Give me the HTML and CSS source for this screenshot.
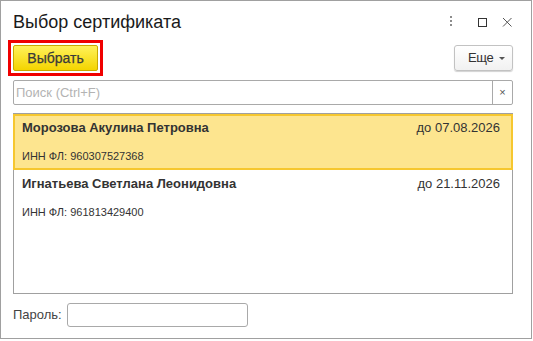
FILE: index.html
```html
<!DOCTYPE html>
<html lang="ru">
<head>
<meta charset="utf-8">
<title>Выбор сертификата</title>
<link rel="stylesheet" href="styles.css">
</head>
<body>
<div class="window">
  <div class="header">
    <h1 class="title">Выбор сертификата</h1>
    <div class="win-controls">
      <svg class="ic ic-dots" width="12" height="12" viewBox="0 0 12 12"><rect x="5" y="0" width="2" height="2" fill="#8c8c8c"/><rect x="5" y="4" width="2" height="2" fill="#8c8c8c"/><rect x="5" y="8" width="2" height="2" fill="#8c8c8c"/></svg>
      <svg class="ic ic-max" width="12" height="12" viewBox="0 0 12 12"><rect x="2.5" y="2.5" width="8" height="8" fill="none" stroke="#333" stroke-width="1"/></svg>
      <svg class="ic ic-close" width="12" height="12" viewBox="0 0 12 12"><path d="M2 2 L10.5 10.5 M10.5 2 L2 10.5" stroke="#555" stroke-width="1" fill="none"/></svg>
    </div>
  </div>
  <div class="toolbar">
    <div class="highlight"><button class="btn-primary">Выбрать</button></div>
    <button class="btn-more"><span class="more-text">Еще</span><span class="caret"></span></button>
  </div>
  <div class="search">
    <span class="search-input">Поиск (Ctrl+F)</span>
    <span class="search-clear">×</span>
  </div>
  <div class="list">
    <div class="row selected">
      <div class="row-top"><span class="name">Морозова Акулина Петровна</span><span class="date">до 07.08.2026</span></div>
      <div class="inn">ИНН ФЛ: 960307527368</div>
    </div>
    <div class="row">
      <div class="row-top"><span class="name">Игнатьева Светлана Леонидовна</span><span class="date">до 21.11.2026</span></div>
      <div class="inn">ИНН ФЛ: 961813429400</div>
    </div>
  </div>
  <div class="password">
    <span class="pw-label">Пароль:</span>
    <span class="pw-input"></span>
  </div>
</div>
</body>
</html>
```
FILE: styles.css
```css
* { box-sizing: border-box; }
html, body { margin: 0; padding: 0; background: #fff; }
body { font-family: "Liberation Sans", Arial, sans-serif; color: #333; }

.window {
  width: 532px;
  height: 339px;
  border: 1px solid #a0a0a0;
  padding: 11px 18px 0 12px;
  display: flex;
  flex-direction: column;
  background: #fff;
}

.header {
  display: flex;
  align-items: center;
  height: 20px;
}
.title {
  margin: 0;
  font-size: 18px;
  line-height: 20px;
  font-weight: normal;
  color: #1a1a1a;
  flex: 1;
}
.win-controls { display: flex; align-items: center; }
.ic { display: block; }
.ic-max { margin-left: 19px; }
.ic-close { margin-left: 13px; }

.toolbar {
  margin-top: 8px;
  height: 36px;
  display: flex;
  align-items: center;
  justify-content: space-between;
}
.highlight {
  margin-left: -5px;
  border: 3px solid #f00000;
  padding: 2px;
  height: 36px;
}
.btn-primary {
  display: block;
  width: 85px;
  height: 26px;
  border: 1px solid #c9aa00;
  border-radius: 2px;
  background: linear-gradient(#fff25a, #f4d400);
  font-family: "Liberation Sans", Arial, sans-serif;
  font-size: 14px;
  color: #3a3a3a;
  padding: 0;
  -webkit-text-stroke: 0.25px #3a3a3a;
}
.btn-more {
  width: 59px;
  height: 26px;
  border: 1px solid #c2c2c2;
  border-radius: 3px;
  background: linear-gradient(#ffffff, #f1f1f1);
  box-shadow: 0 1px 1px rgba(0,0,0,0.18);
  font-family: "Liberation Sans", Arial, sans-serif;
  font-size: 13px;
  letter-spacing: -0.4px;
  color: #333;
  padding: 0 0 0 13px;
  display: flex;
  align-items: center;
}
.more-text { line-height: 16px; }
.caret {
  margin-left: 6px;
  width: 0; height: 0;
  border-left: 3px solid transparent;
  border-right: 3px solid transparent;
  border-top: 3px solid #555;
}

.search {
  margin-top: 4px;
  height: 25px;
  border: 1px solid #a9a9a9;
  border-radius: 2px;
  display: flex;
}
.search-input {
  flex: 1;
  font-size: 13px;
  line-height: 23px;
  color: #b3b3b3;
  padding-left: 2px;
}
.search-clear {
  width: 20px;
  border-left: 1px solid #a9a9a9;
  text-align: center;
  font-size: 11px;
  line-height: 22px;
  color: #555;
}

.list {
  margin-top: 8px;
  height: 181px;
  border: 1px solid #a0a0a0;
}
.row {
  margin: 0 -1px;
  height: 56px;
  border: 2px solid transparent;
  padding: 4px 11px 0 7px;
}
.row.selected {
  background: #fde58f;
  border-color: #f6c72f;
}
.row-top {
  display: flex;
  justify-content: space-between;
  align-items: baseline;
  line-height: 16px;
}
.name {
  font-size: 13px;
  font-weight: bold;
  color: #333;
}
.date {
  font-size: 13px;
  color: #333;
}
.inn {
  margin-top: 13px;
  font-size: 11px;
  line-height: 14px;
  color: #333;
}

.password {
  margin-top: 9px;
  display: flex;
  align-items: center;
  height: 24px;
}
.pw-label {
  font-size: 13px;
  line-height: 16px;
  color: #444;
}
.pw-input {
  margin-left: 5px;
  width: 181px;
  height: 24px;
  border: 1px solid #a9a9a9;
  border-radius: 3px;
}
```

§ DIRECTION: Write out again every line above exactly as given; the pictures do not belong in the copy.

§ COMPLETED TASK:
Give me the HTML and CSS source for this screenshot.
FILE: index.html
```html
<!DOCTYPE html>
<html lang="ru">
<head>
<meta charset="utf-8">
<title>Выбор сертификата</title>
<link rel="stylesheet" href="styles.css">
</head>
<body>
<div class="window">
  <div class="header">
    <h1 class="title">Выбор сертификата</h1>
    <div class="win-controls">
      <svg class="ic ic-dots" width="12" height="12" viewBox="0 0 12 12"><rect x="5" y="0" width="2" height="2" fill="#8c8c8c"/><rect x="5" y="4" width="2" height="2" fill="#8c8c8c"/><rect x="5" y="8" width="2" height="2" fill="#8c8c8c"/></svg>
      <svg class="ic ic-max" width="12" height="12" viewBox="0 0 12 12"><rect x="2.5" y="2.5" width="8" height="8" fill="none" stroke="#333" stroke-width="1"/></svg>
      <svg class="ic ic-close" width="12" height="12" viewBox="0 0 12 12"><path d="M2 2 L10.5 10.5 M10.5 2 L2 10.5" stroke="#555" stroke-width="1" fill="none"/></svg>
    </div>
  </div>
  <div class="toolbar">
    <div class="highlight"><button class="btn-primary">Выбрать</button></div>
    <button class="btn-more"><span class="more-text">Еще</span><span class="caret"></span></button>
  </div>
  <div class="search">
    <span class="search-input">Поиск (Ctrl+F)</span>
    <span class="search-clear">×</span>
  </div>
  <div class="list">
    <div class="row selected">
      <div class="row-top"><span class="name">Морозова Акулина Петровна</span><span class="date">до 07.08.2026</span></div>
      <div class="inn">ИНН ФЛ: 960307527368</div>
    </div>
    <div class="row">
      <div class="row-top"><span class="name">Игнатьева Светлана Леонидовна</span><span class="date">до 21.11.2026</span></div>
      <div class="inn">ИНН ФЛ: 961813429400</div>
    </div>
  </div>
  <div class="password">
    <span class="pw-label">Пароль:</span>
    <span class="pw-input"></span>
  </div>
</div>
</body>
</html>
```
FILE: styles.css
```css
* { box-sizing: border-box; }
html, body { margin: 0; padding: 0; background: #fff; }
body { font-family: "Liberation Sans", Arial, sans-serif; color: #333; }

.window {
  width: 532px;
  height: 339px;
  border: 1px solid #a0a0a0;
  padding: 11px 18px 0 12px;
  display: flex;
  flex-direction: column;
  background: #fff;
}

.header {
  display: flex;
  align-items: center;
  height: 20px;
}
.title {
  margin: 0;
  font-size: 18px;
  line-height: 20px;
  font-weight: normal;
  color: #1a1a1a;
  flex: 1;
}
.win-controls { display: flex; align-items: center; }
.ic { display: block; }
.ic-max { margin-left: 19px; }
.ic-close { margin-left: 13px; }

.toolbar {
  margin-top: 8px;
  height: 36px;
  display: flex;
  align-items: center;
  justify-content: space-between;
}
.highlight {
  margin-left: -5px;
  border: 3px solid #f00000;
  padding: 2px;
  height: 36px;
}
.btn-primary {
  display: block;
  width: 85px;
  height: 26px;
  border: 1px solid #c9aa00;
  border-radius: 2px;
  background: linear-gradient(#fff25a, #f4d400);
  font-family: "Liberation Sans", Arial, sans-serif;
  font-size: 14px;
  color: #3a3a3a;
  padding: 0;
  -webkit-text-stroke: 0.25px #3a3a3a;
}
.btn-more {
  width: 59px;
  height: 26px;
  border: 1px solid #c2c2c2;
  border-radius: 3px;
  background: linear-gradient(#ffffff, #f1f1f1);
  box-shadow: 0 1px 1px rgba(0,0,0,0.18);
  font-family: "Liberation Sans", Arial, sans-serif;
  font-size: 13px;
  letter-spacing: -0.4px;
  color: #333;
  padding: 0 0 0 13px;
  display: flex;
  align-items: center;
}
.more-text { line-height: 16px; }
.caret {
  margin-left: 6px;
  width: 0; height: 0;
  border-left: 3px solid transparent;
  border-right: 3px solid transparent;
  border-top: 3px solid #555;
}

.search {
  margin-top: 4px;
  height: 25px;
  border: 1px solid #a9a9a9;
  border-radius: 2px;
  display: flex;
}
.search-input {
  flex: 1;
  font-size: 13px;
  line-height: 23px;
  color: #b3b3b3;
  padding-left: 2px;
}
.search-clear {
  width: 20px;
  border-left: 1px solid #a9a9a9;
  text-align: center;
  font-size: 11px;
  line-height: 22px;
  color: #555;
}

.list {
  margin-top: 8px;
  height: 181px;
  border: 1px solid #a0a0a0;
}
.row {
  margin: 0 -1px;
  height: 56px;
  border: 2px solid transparent;
  padding: 4px 11px 0 7px;
}
.row.selected {
  background: #fde58f;
  border-color: #f6c72f;
}
.row-top {
  display: flex;
  justify-content: space-between;
  align-items: baseline;
  line-height: 16px;
}
.name {
  font-size: 13px;
  font-weight: bold;
  color: #333;
}
.date {
  font-size: 13px;
  color: #333;
}
.inn {
  margin-top: 13px;
  font-size: 11px;
  line-height: 14px;
  color: #333;
}

.password {
  margin-top: 9px;
  display: flex;
  align-items: center;
  height: 24px;
}
.pw-label {
  font-size: 13px;
  line-height: 16px;
  color: #444;
}
.pw-input {
  margin-left: 5px;
  width: 181px;
  height: 24px;
  border: 1px solid #a9a9a9;
  border-radius: 3px;
}
```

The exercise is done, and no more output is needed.